Our forefathers regarded as a prodigy the passage of the Alps, first by Hannibal,2 and, more recently, by the Cimbri: but at the present day, these very mountains are cut asunder to yield us a thousand different marbles, promontories are thrown open to the sea, and the face of Nature is being everywhere reduced to a level. We now carry away the barriers that were destined for the separation of one nation from another; we construct ships for the transport of our marbles; and, amid the waves, the most boisterous element of Nature, we convey the summits of the mountains to and fro: a thing, however, that is even less unpardonable than to go on the search amid the regions of the clouds for vessels3 with which to cool our draughts, and to excavate rocks, towering to the very heavens, in order that we may have the satisfaction of drinking from ice! Let each reflect, when he hears of the high prices set upon these things, when he sees these ponderous masses carted and carried away, how many there are whose life is passed far more happily without them.
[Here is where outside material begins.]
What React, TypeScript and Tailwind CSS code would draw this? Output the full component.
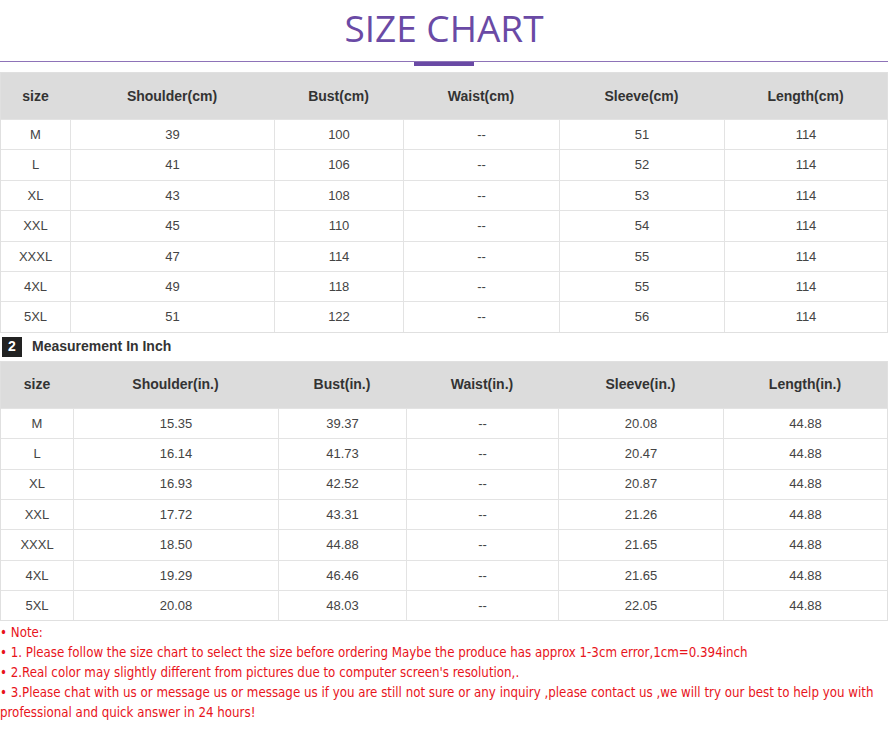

For what utility or for what so-called pleasure do mortals make themselves the agents, or, more truly speaking, the victims of such undertakings, except in order that others may take their repose in the midst of variegated stones? Just as though too, the shades of night, which occupy one half of each man's existence, would forbear to curtail these imaginary delights.

1 See B. xxxvii. cc. 7, 8, 11.

2 See the lines of Juvenal, Sat. x. 1. 151, et seq.

3 He alludes to vessels made of crystal, which, as Dalechamps remarks, was long supposed to be nothing but ice in a concrete form. See B. xxxvii. c. 9.